In your copy, reproduce the entries exactly as they are, minus the images.

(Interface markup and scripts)

-----

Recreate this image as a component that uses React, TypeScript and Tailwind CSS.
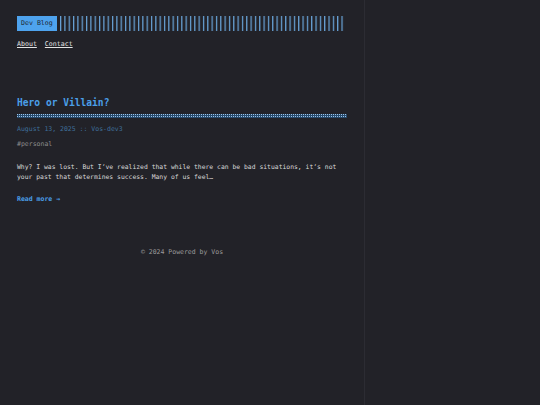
import React from "react";

const mono = { fontFamily: '"DejaVu Sans Mono", "Liberation Mono", monospace' };

export default function App() {
  return (
    <div className="min-h-[405px] w-full bg-[#222228]" style={mono}>
      <div className="flex min-h-[405px] w-[365px] flex-col border-r border-[#2c2c33] px-[17px] pt-[16px]">
        <header>
          <div className="flex h-[15px] items-stretch">
            <span className="flex items-center bg-[#4ea3ee] px-[4px] text-[6.6px] text-[#1d2733]">
              Dev Blog
            </span>
            <svg className="ml-[3px] h-[15px] w-[285px]" viewBox="0 0 285 15" preserveAspectRatio="none">
              <defs>
                <pattern id="bars" width="4.33" height="15" patternUnits="userSpaceOnUse">
                  <rect x="0" y="0" width="1.2" height="15" fill="#6aa6dc" />
                </pattern>
              </defs>
              <rect x="0" y="0" width="285" height="15" fill="url(#bars)" />
            </svg>
          </div>
          <nav className="mt-[9px] flex gap-[8px] text-[6.6px] text-[#e4e4e4]">
            <a className="underline underline-offset-[1px]">About</a>
            <a className="underline underline-offset-[1px]">Contact</a>
          </nav>
        </header>
        <main className="mt-[47px]">
          <h1 className="text-[9.6px] font-bold leading-[12px] text-[#4a9fe8]">Hero or Villain?</h1>
          <svg className="mt-[5px] block h-[4px] w-[330px]" viewBox="0 0 330 4">
            <rect x="0" y="0" width="330" height="4" fill="#27496a" />
            <defs>
              <pattern id="dots" width="2" height="2" patternUnits="userSpaceOnUse">
                <rect x="0" y="0" width="1" height="1" fill="#9cc4ea" />
              </pattern>
            </defs>
            <rect x="0" y="0" width="330" height="4" fill="url(#dots)" />
          </svg>
          <div className="mt-[6px] text-[6.5px] leading-[10px] text-[#3f6f9b]">August 13, 2025 :: Vos-dev3</div>
          <div className="mt-[5px] text-[6.5px] leading-[10px] text-[#8c8c8c]">#personal</div>
          <p className="mt-[13px] text-[6.4px] leading-[10px] text-[#d8d8d8]">
            Why? I was lost. But I’ve realized that while there can be bad situations, it’s not your past that determines success. Many of us feel…
          </p>
          <div className="mt-[12px] text-[6.5px] font-bold leading-[10px] text-[#4a9fe8]">Read more →</div>
        </main>
        <footer className="mt-[43px] text-center text-[6.5px] leading-[10px] text-[#9a9a9a]">© 2024 Powered by Vos</footer>
      </div>
    </div>
  );
}
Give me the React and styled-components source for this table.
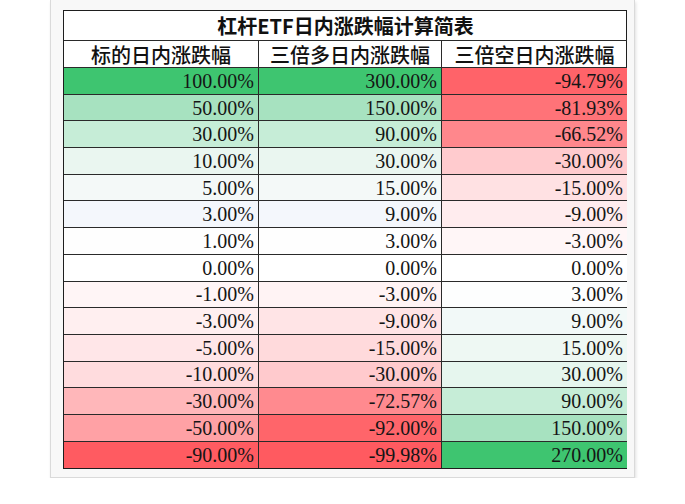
import React from 'react';
import styled, { createGlobalStyle } from 'styled-components';

const GlobalStyle = createGlobalStyle`
  body {
    margin: 0;
    background: #ffffff;
  }
`;

const cols = [
  { title: '标的日内涨跌幅', width: 195 },
  { title: '三倍多日内涨跌幅', width: 183 },
  { title: '三倍空日内涨跌幅', width: 185 },
];

// [value, background] per column
const rows = [
  [['100.00%', '#3ec570'], ['300.00%', '#3ec570'], ['-94.79%', '#ff6369']],
  [['50.00%', '#a7e2c0'], ['150.00%', '#a7e2c0'], ['-81.93%', '#ff7378']],
  [['30.00%', '#c6edd7'], ['90.00%', '#c6edd7'], ['-66.52%', '#ff878c']],
  [['10.00%', '#eaf6f0'], ['30.00%', '#eaf6f0'], ['-30.00%', '#ffcbce']],
  [['5.00%', '#f4f9f8'], ['15.00%', '#f4f9f8'], ['-15.00%', '#ffe1e3']],
  [['3.00%', '#f4f7fc'], ['9.00%', '#f4f7fc'], ['-9.00%', '#ffecee']],
  [['1.00%', '#fefefe'], ['3.00%', '#fefefe'], ['-3.00%', '#fff6f7']],
  [['0.00%', '#ffffff'], ['0.00%', '#ffffff'], ['0.00%', '#ffffff']],
  [['-1.00%', '#fff5f6'], ['-3.00%', '#fff3f4'], ['3.00%', '#fdfefe']],
  [['-3.00%', '#ffeff0'], ['-9.00%', '#ffe4e6'], ['9.00%', '#f2f9f8']],
  [['-5.00%', '#ffe6e8'], ['-15.00%', '#ffdadc'], ['15.00%', '#eef8f3']],
  [['-10.00%', '#ffdcde'], ['-30.00%', '#ffcacd'], ['30.00%', '#e6f6ee']],
  [['-30.00%', '#ffb7ba'], ['-72.57%', '#ff8a8f'], ['90.00%', '#c6edd7']],
  [['-50.00%', '#ffa1a5'], ['-92.00%', '#ff656a'], ['150.00%', '#a7e2c0']],
  [['-90.00%', '#ff5b61'], ['-99.98%', '#ff5a60'], ['270.00%', '#3ec570']],
];

const Frame = styled.div`
  box-sizing: border-box;
  margin-left: 50px;
  width: 585px;
  height: 478px;
  padding: 10px 8px 8px 12px;
  background: #f8f8f8;
  border: 1px solid #dadada;
  border-top: none;
  box-shadow: 1px 2px 3px rgba(0, 0, 0, 0.12);
`;

const Table = styled.div`
  box-sizing: border-box;
  display: grid;
  grid-template-columns: ${(p) => p.$cols};
  width: 564px;
  border: 1.5px solid #1e1e1e;
  background: #ffffff;
`;

const Title = styled.div`
  grid-column: 1 / -1;
  height: 30px;
  display: flex;
  align-items: center;
  justify-content: center;
  font-family: "Noto Sans CJK SC", "Noto Sans", sans-serif;
  font-weight: 700;
  font-size: 20px;
  color: #111;
  border-bottom: 1px solid #2a2a2a;
  box-sizing: border-box;
`;

const Head = styled.div`
  box-sizing: border-box;
  height: 27px;
  display: flex;
  align-items: center;
  justify-content: center;
  font-family: "Noto Sans CJK SC", "Noto Sans", sans-serif;
  font-weight: 500;
  font-size: 20px;
  color: #111;
  border-bottom: 1px solid #2a2a2a;
  border-right: ${(p) => (p.$last ? 'none' : '1px solid #2a2a2a')};
`;

const Cell = styled.div`
  box-sizing: border-box;
  height: 26.7px;
  display: flex;
  align-items: center;
  justify-content: flex-end;
  padding-right: 4px;
  padding-top: 1px;
  font-family: "Liberation Serif", serif;
  font-size: 20px;
  color: #151515;
  background: ${(p) => p.$bg};
  border-bottom: ${(p) => (p.$bottom ? 'none' : '1px solid #2a2a2a')};
  border-right: ${(p) => (p.$last ? 'none' : '1px solid #2a2a2a')};
`;

const App = () => (
  <>
    <GlobalStyle />
    <Frame>
      <Table $cols={cols.map((c) => `${c.width}px`).join(' ')}>
        <Title>杠杆ETF日内涨跌幅计算简表</Title>
        {cols.map((c, i) => (
          <Head key={c.title} $last={i === cols.length - 1}>{c.title}</Head>
        ))}
        {rows.map((row, r) =>
          row.map(([value, bg], i) => (
            <Cell
              key={`${r}-${i}`}
              $bg={bg}
              $last={i === row.length - 1}
              $bottom={r === rows.length - 1}
            >
              {value}
            </Cell>
          ))
        )}
      </Table>
    </Frame>
  </>
);

export default App;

-----

▸ IN RESPONSE
Recreate this image as a component that uses React, TypeScript and Tailwind CSS.
import React from "react";

const mono = { fontFamily: '"DejaVu Sans Mono", "Liberation Mono", monospace' };

export default function App() {
  return (
    <div className="min-h-[405px] w-full bg-[#222228]" style={mono}>
      <div className="flex min-h-[405px] w-[365px] flex-col border-r border-[#2c2c33] px-[17px] pt-[16px]">
        <header>
          <div className="flex h-[15px] items-stretch">
            <span className="flex items-center bg-[#4ea3ee] px-[4px] text-[6.6px] text-[#1d2733]">
              Dev Blog
            </span>
            <svg className="ml-[3px] h-[15px] w-[285px]" viewBox="0 0 285 15" preserveAspectRatio="none">
              <defs>
                <pattern id="bars" width="4.33" height="15" patternUnits="userSpaceOnUse">
                  <rect x="0" y="0" width="1.2" height="15" fill="#6aa6dc" />
                </pattern>
              </defs>
              <rect x="0" y="0" width="285" height="15" fill="url(#bars)" />
            </svg>
          </div>
          <nav className="mt-[9px] flex gap-[8px] text-[6.6px] text-[#e4e4e4]">
            <a className="underline underline-offset-[1px]">About</a>
            <a className="underline underline-offset-[1px]">Contact</a>
          </nav>
        </header>
        <main className="mt-[47px]">
          <h1 className="text-[9.6px] font-bold leading-[12px] text-[#4a9fe8]">Hero or Villain?</h1>
          <svg className="mt-[5px] block h-[4px] w-[330px]" viewBox="0 0 330 4">
            <rect x="0" y="0" width="330" height="4" fill="#27496a" />
            <defs>
              <pattern id="dots" width="2" height="2" patternUnits="userSpaceOnUse">
                <rect x="0" y="0" width="1" height="1" fill="#9cc4ea" />
              </pattern>
            </defs>
            <rect x="0" y="0" width="330" height="4" fill="url(#dots)" />
          </svg>
          <div className="mt-[6px] text-[6.5px] leading-[10px] text-[#3f6f9b]">August 13, 2025 :: Vos-dev3</div>
          <div className="mt-[5px] text-[6.5px] leading-[10px] text-[#8c8c8c]">#personal</div>
          <p className="mt-[13px] text-[6.4px] leading-[10px] text-[#d8d8d8]">
            Why? I was lost. But I’ve realized that while there can be bad situations, it’s not your past that determines success. Many of us feel…
          </p>
          <div className="mt-[12px] text-[6.5px] font-bold leading-[10px] text-[#4a9fe8]">Read more →</div>
        </main>
        <footer className="mt-[43px] text-center text-[6.5px] leading-[10px] text-[#9a9a9a]">© 2024 Powered by Vos</footer>
      </div>
    </div>
  );
}
Give me the React and styled-components source for this table.
import React from 'react';
import styled, { createGlobalStyle } from 'styled-components';

const GlobalStyle = createGlobalStyle`
  body {
    margin: 0;
    background: #ffffff;
  }
`;

const cols = [
  { title: '标的日内涨跌幅', width: 195 },
  { title: '三倍多日内涨跌幅', width: 183 },
  { title: '三倍空日内涨跌幅', width: 185 },
];

// [value, background] per column
const rows = [
  [['100.00%', '#3ec570'], ['300.00%', '#3ec570'], ['-94.79%', '#ff6369']],
  [['50.00%', '#a7e2c0'], ['150.00%', '#a7e2c0'], ['-81.93%', '#ff7378']],
  [['30.00%', '#c6edd7'], ['90.00%', '#c6edd7'], ['-66.52%', '#ff878c']],
  [['10.00%', '#eaf6f0'], ['30.00%', '#eaf6f0'], ['-30.00%', '#ffcbce']],
  [['5.00%', '#f4f9f8'], ['15.00%', '#f4f9f8'], ['-15.00%', '#ffe1e3']],
  [['3.00%', '#f4f7fc'], ['9.00%', '#f4f7fc'], ['-9.00%', '#ffecee']],
  [['1.00%', '#fefefe'], ['3.00%', '#fefefe'], ['-3.00%', '#fff6f7']],
  [['0.00%', '#ffffff'], ['0.00%', '#ffffff'], ['0.00%', '#ffffff']],
  [['-1.00%', '#fff5f6'], ['-3.00%', '#fff3f4'], ['3.00%', '#fdfefe']],
  [['-3.00%', '#ffeff0'], ['-9.00%', '#ffe4e6'], ['9.00%', '#f2f9f8']],
  [['-5.00%', '#ffe6e8'], ['-15.00%', '#ffdadc'], ['15.00%', '#eef8f3']],
  [['-10.00%', '#ffdcde'], ['-30.00%', '#ffcacd'], ['30.00%', '#e6f6ee']],
  [['-30.00%', '#ffb7ba'], ['-72.57%', '#ff8a8f'], ['90.00%', '#c6edd7']],
  [['-50.00%', '#ffa1a5'], ['-92.00%', '#ff656a'], ['150.00%', '#a7e2c0']],
  [['-90.00%', '#ff5b61'], ['-99.98%', '#ff5a60'], ['270.00%', '#3ec570']],
];

const Frame = styled.div`
  box-sizing: border-box;
  margin-left: 50px;
  width: 585px;
  height: 478px;
  padding: 10px 8px 8px 12px;
  background: #f8f8f8;
  border: 1px solid #dadada;
  border-top: none;
  box-shadow: 1px 2px 3px rgba(0, 0, 0, 0.12);
`;

const Table = styled.div`
  box-sizing: border-box;
  display: grid;
  grid-template-columns: ${(p) => p.$cols};
  width: 564px;
  border: 1.5px solid #1e1e1e;
  background: #ffffff;
`;

const Title = styled.div`
  grid-column: 1 / -1;
  height: 30px;
  display: flex;
  align-items: center;
  justify-content: center;
  font-family: "Noto Sans CJK SC", "Noto Sans", sans-serif;
  font-weight: 700;
  font-size: 20px;
  color: #111;
  border-bottom: 1px solid #2a2a2a;
  box-sizing: border-box;
`;

const Head = styled.div`
  box-sizing: border-box;
  height: 27px;
  display: flex;
  align-items: center;
  justify-content: center;
  font-family: "Noto Sans CJK SC", "Noto Sans", sans-serif;
  font-weight: 500;
  font-size: 20px;
  color: #111;
  border-bottom: 1px solid #2a2a2a;
  border-right: ${(p) => (p.$last ? 'none' : '1px solid #2a2a2a')};
`;

const Cell = styled.div`
  box-sizing: border-box;
  height: 26.7px;
  display: flex;
  align-items: center;
  justify-content: flex-end;
  padding-right: 4px;
  padding-top: 1px;
  font-family: "Liberation Serif", serif;
  font-size: 20px;
  color: #151515;
  background: ${(p) => p.$bg};
  border-bottom: ${(p) => (p.$bottom ? 'none' : '1px solid #2a2a2a')};
  border-right: ${(p) => (p.$last ? 'none' : '1px solid #2a2a2a')};
`;

const App = () => (
  <>
    <GlobalStyle />
    <Frame>
      <Table $cols={cols.map((c) => `${c.width}px`).join(' ')}>
        <Title>杠杆ETF日内涨跌幅计算简表</Title>
        {cols.map((c, i) => (
          <Head key={c.title} $last={i === cols.length - 1}>{c.title}</Head>
        ))}
        {rows.map((row, r) =>
          row.map(([value, bg], i) => (
            <Cell
              key={`${r}-${i}`}
              $bg={bg}
              $last={i === row.length - 1}
              $bottom={r === rows.length - 1}
            >
              {value}
            </Cell>
          ))
        )}
      </Table>
    </Frame>
  </>
);

export default App;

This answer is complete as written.